● **Exercise description**: Answer with one number: the count of lines in the listing below that hold the word "React".

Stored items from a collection
************
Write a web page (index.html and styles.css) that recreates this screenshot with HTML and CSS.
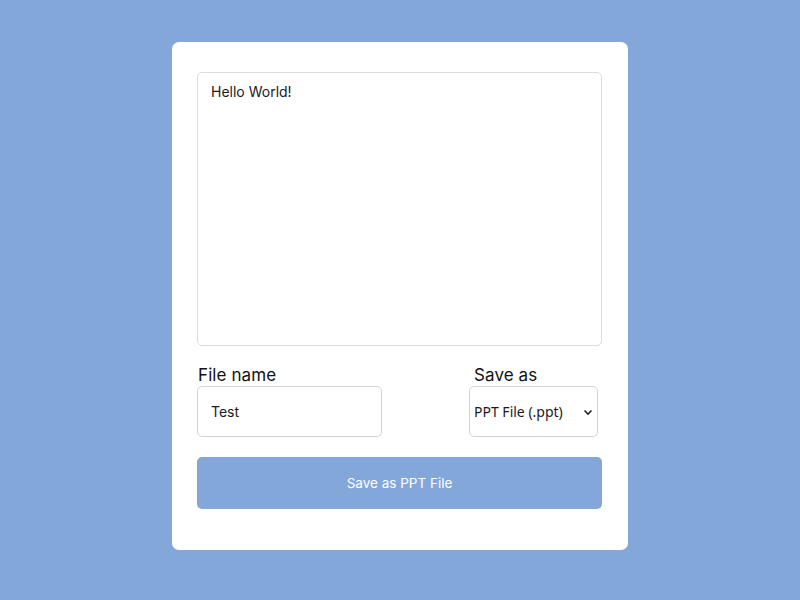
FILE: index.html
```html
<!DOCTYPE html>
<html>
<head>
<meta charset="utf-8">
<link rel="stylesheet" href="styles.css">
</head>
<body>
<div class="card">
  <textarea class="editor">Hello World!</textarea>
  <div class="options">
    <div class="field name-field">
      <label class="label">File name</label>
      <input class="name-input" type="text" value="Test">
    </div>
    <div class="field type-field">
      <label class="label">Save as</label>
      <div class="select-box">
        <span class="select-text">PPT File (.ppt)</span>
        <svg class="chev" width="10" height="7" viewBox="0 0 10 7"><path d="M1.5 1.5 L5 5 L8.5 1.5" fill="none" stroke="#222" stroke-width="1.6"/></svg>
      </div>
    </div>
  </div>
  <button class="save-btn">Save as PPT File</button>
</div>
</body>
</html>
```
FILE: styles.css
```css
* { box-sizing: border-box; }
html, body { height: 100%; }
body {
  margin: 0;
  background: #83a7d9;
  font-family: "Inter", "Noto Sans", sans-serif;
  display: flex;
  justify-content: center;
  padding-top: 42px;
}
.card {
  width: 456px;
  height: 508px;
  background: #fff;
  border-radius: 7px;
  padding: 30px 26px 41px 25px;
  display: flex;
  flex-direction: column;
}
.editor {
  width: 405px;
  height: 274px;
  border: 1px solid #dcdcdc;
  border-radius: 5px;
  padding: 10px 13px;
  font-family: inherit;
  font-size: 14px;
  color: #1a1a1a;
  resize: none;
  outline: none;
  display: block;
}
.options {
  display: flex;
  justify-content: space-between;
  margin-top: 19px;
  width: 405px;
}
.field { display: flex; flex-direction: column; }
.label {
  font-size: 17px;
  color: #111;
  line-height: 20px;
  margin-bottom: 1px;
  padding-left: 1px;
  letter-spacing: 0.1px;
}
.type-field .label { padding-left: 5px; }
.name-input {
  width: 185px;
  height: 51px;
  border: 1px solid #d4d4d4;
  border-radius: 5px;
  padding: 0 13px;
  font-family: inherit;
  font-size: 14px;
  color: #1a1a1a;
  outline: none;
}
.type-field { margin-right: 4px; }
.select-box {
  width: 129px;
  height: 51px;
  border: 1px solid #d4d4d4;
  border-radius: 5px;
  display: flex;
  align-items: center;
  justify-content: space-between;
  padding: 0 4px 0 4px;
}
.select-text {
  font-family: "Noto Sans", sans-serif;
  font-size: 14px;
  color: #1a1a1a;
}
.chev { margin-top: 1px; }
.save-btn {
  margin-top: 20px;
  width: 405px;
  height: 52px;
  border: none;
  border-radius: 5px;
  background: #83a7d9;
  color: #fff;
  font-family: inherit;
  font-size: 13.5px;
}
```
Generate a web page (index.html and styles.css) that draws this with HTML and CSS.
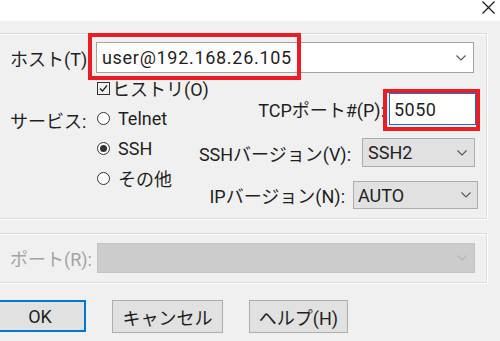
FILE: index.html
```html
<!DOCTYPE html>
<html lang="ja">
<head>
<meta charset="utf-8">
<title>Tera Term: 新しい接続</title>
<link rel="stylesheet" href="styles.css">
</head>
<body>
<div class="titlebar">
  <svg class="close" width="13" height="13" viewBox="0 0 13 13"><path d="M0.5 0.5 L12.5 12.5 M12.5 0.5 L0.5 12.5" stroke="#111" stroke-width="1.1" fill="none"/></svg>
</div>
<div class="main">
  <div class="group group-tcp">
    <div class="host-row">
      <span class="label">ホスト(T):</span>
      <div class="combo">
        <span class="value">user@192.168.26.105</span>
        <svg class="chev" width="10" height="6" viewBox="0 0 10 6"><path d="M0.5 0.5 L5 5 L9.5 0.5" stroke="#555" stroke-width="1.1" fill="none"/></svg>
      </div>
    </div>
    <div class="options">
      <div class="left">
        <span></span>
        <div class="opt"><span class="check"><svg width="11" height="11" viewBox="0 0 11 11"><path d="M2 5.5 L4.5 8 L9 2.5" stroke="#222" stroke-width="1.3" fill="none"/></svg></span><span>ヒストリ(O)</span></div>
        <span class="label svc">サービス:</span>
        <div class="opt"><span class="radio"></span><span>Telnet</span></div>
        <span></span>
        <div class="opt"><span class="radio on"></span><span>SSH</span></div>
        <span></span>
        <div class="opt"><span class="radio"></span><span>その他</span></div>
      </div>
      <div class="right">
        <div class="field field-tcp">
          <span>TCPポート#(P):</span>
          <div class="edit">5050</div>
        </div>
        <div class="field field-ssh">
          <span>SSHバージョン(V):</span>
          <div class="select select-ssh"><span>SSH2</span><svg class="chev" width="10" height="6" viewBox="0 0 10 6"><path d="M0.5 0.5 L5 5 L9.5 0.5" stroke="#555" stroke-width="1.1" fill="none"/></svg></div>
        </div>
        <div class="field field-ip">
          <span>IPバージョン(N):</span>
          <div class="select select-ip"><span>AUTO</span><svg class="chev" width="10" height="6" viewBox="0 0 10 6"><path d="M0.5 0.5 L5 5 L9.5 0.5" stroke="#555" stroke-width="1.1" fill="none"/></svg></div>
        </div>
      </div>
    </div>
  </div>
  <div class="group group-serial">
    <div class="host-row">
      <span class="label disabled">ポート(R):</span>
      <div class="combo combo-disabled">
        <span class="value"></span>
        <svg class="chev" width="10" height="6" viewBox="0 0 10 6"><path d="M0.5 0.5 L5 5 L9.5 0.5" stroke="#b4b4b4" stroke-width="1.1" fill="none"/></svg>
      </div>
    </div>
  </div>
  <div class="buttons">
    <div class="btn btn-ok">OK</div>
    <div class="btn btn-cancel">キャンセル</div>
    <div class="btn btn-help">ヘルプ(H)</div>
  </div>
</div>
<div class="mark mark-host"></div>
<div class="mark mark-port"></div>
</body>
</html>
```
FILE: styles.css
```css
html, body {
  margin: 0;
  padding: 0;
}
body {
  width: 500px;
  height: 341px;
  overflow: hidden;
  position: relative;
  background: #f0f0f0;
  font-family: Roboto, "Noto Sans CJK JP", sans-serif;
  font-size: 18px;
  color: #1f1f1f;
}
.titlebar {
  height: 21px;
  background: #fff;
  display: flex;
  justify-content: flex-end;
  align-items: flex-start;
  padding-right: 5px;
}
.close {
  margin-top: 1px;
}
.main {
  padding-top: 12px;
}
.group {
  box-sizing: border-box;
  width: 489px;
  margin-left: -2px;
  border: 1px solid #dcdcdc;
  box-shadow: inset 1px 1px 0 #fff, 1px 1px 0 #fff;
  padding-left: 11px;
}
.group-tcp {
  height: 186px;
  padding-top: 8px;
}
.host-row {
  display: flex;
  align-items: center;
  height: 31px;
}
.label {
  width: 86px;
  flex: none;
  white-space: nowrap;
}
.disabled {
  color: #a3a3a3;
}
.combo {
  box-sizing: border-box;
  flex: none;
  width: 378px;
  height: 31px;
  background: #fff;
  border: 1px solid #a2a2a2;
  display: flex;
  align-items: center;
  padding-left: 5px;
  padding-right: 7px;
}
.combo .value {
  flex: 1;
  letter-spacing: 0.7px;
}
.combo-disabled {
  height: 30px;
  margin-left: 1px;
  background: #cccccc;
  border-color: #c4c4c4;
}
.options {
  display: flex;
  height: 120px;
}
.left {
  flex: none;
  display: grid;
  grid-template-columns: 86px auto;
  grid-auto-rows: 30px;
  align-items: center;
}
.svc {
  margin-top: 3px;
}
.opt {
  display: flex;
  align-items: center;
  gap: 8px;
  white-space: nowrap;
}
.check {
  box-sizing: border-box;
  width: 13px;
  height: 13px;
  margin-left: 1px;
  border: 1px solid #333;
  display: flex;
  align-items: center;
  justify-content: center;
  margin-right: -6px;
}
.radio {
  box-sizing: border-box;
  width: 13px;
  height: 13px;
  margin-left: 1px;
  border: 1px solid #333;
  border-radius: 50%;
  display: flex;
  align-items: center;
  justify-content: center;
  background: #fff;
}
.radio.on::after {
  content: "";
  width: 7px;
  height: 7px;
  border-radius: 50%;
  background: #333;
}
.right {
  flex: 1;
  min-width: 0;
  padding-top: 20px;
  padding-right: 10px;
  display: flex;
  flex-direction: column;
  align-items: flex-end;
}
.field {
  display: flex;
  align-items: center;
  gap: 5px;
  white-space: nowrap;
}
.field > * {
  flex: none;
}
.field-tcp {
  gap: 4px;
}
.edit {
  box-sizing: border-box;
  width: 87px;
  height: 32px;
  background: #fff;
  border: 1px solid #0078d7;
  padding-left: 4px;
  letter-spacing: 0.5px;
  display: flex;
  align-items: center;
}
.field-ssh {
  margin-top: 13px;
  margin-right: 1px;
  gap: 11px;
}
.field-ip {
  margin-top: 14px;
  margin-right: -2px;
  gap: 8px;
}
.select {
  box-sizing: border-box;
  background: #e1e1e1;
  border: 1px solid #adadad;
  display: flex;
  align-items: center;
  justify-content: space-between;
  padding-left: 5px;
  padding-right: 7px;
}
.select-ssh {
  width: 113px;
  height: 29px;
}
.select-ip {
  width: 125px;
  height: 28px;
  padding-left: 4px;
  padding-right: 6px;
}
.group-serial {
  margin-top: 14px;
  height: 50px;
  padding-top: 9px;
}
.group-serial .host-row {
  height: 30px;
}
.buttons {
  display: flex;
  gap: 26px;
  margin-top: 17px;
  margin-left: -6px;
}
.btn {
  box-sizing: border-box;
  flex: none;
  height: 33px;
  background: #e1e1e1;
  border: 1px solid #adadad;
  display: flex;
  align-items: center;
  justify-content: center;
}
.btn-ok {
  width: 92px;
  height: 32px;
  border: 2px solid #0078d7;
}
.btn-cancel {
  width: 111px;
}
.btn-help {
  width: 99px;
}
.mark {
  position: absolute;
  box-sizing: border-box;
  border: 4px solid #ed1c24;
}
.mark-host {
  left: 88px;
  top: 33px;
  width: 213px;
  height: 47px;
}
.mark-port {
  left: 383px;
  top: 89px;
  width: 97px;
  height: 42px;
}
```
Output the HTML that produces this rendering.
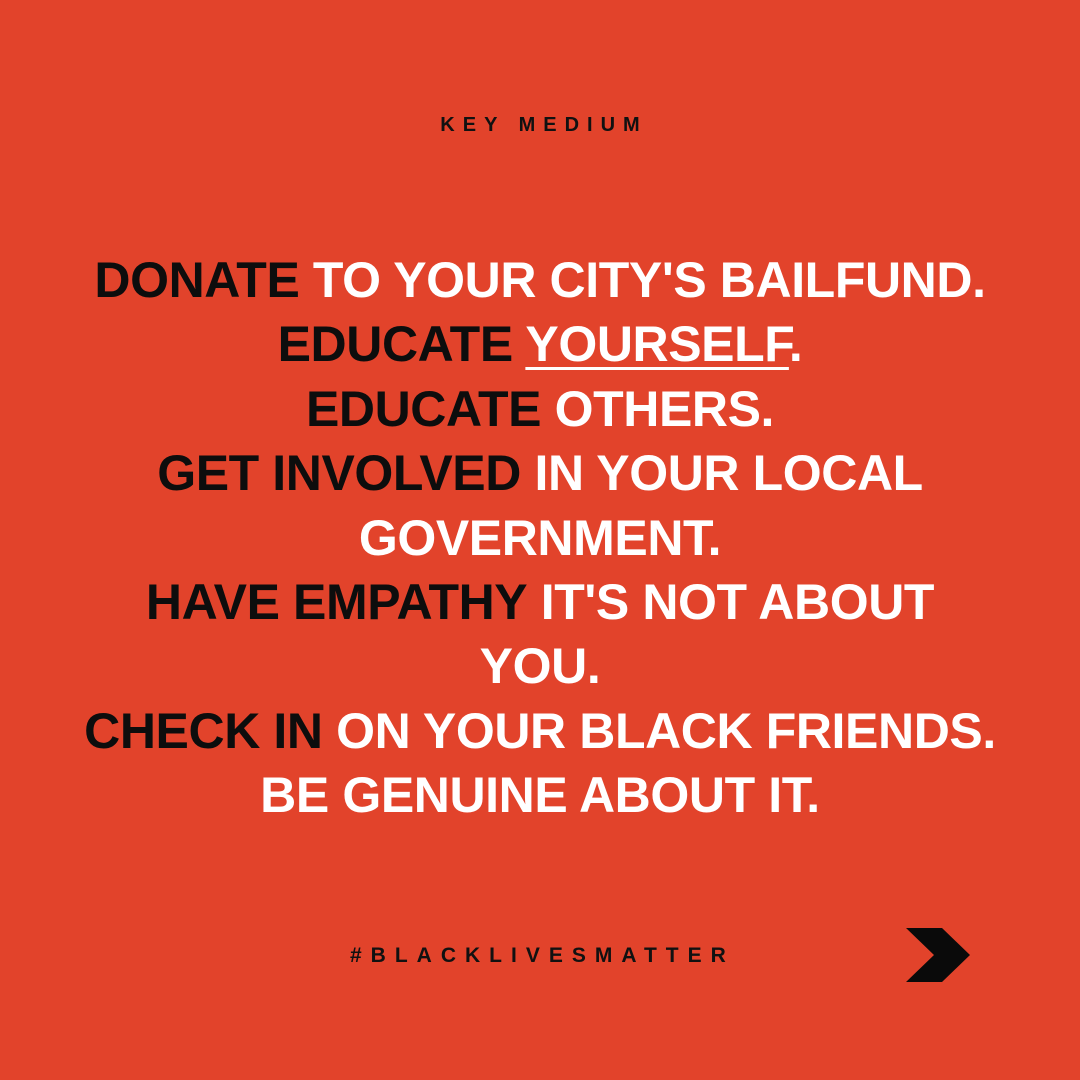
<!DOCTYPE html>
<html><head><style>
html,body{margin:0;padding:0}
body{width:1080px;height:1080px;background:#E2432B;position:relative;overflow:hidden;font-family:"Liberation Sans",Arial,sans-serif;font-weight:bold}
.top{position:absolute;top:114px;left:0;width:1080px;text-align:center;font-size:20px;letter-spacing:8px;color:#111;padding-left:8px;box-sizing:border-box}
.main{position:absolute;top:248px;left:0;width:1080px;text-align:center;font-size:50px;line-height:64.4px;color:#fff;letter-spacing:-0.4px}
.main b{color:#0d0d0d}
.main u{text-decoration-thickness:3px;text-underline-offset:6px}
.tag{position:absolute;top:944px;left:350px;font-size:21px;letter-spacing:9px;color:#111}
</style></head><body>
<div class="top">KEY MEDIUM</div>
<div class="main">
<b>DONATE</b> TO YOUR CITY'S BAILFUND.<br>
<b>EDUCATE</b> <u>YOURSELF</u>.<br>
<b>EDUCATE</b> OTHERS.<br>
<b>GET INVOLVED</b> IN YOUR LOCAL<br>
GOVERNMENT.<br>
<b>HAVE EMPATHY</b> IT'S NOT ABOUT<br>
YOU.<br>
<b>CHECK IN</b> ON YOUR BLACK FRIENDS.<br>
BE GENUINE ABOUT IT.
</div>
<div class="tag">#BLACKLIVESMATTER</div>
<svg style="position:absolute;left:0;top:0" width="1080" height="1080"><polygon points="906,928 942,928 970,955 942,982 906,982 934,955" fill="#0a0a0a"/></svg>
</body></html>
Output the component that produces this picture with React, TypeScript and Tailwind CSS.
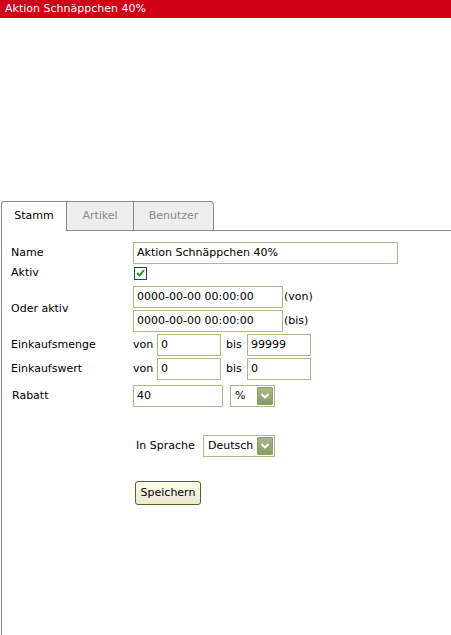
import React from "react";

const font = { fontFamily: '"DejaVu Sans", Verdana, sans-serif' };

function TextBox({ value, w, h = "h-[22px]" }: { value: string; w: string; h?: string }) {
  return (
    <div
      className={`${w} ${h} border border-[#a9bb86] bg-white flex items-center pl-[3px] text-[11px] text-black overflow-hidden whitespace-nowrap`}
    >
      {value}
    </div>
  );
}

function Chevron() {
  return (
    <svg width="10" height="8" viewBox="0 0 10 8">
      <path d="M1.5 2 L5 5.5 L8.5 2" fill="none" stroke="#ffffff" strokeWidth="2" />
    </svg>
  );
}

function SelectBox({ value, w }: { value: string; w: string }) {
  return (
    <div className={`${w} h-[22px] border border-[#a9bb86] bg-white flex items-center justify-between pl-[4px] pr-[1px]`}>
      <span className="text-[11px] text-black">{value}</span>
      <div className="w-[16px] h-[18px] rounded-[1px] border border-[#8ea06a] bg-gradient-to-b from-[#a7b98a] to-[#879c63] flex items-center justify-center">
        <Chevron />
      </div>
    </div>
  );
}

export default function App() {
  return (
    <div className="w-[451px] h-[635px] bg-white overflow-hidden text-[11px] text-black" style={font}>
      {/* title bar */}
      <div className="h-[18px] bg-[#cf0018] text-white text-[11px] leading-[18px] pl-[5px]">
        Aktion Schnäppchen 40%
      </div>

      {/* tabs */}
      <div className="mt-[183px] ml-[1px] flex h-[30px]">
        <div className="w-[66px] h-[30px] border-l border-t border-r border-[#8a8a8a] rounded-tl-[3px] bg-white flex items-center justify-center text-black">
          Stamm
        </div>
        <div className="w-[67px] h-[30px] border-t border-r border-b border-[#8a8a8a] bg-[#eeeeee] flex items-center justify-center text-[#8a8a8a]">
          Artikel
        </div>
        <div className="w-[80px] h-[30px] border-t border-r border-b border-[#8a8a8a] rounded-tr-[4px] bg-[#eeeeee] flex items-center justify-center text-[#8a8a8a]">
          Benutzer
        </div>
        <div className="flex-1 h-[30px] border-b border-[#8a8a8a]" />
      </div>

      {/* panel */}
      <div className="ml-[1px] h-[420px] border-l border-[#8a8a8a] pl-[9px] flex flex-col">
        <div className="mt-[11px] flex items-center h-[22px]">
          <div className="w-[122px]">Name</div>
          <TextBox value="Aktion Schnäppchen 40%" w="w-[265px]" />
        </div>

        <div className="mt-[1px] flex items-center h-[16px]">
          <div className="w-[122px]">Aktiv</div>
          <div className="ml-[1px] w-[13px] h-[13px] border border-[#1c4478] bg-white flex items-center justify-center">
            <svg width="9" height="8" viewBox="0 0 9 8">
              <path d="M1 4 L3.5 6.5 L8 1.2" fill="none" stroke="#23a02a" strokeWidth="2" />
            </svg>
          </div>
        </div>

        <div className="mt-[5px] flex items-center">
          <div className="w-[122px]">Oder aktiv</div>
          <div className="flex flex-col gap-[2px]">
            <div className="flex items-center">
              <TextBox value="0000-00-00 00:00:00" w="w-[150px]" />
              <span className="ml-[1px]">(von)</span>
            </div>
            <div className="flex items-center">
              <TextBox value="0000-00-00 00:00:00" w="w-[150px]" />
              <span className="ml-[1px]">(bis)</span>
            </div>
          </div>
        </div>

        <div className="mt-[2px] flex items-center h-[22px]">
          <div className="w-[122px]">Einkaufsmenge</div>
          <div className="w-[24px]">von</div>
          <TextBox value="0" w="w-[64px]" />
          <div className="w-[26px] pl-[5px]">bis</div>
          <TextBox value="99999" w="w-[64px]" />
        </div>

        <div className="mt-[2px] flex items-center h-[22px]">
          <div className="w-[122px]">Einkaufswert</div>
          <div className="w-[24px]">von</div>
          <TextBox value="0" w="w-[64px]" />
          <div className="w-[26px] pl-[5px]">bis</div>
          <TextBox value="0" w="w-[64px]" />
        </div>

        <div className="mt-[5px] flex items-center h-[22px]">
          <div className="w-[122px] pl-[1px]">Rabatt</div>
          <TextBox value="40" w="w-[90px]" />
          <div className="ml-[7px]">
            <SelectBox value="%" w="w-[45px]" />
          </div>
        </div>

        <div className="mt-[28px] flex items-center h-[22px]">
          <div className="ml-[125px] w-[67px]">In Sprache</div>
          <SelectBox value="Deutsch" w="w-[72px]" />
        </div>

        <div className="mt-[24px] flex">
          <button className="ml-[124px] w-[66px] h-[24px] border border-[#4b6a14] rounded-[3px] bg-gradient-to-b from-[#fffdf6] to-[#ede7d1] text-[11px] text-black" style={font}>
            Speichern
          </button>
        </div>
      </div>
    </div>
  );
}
************
● **Answer for the task**: 2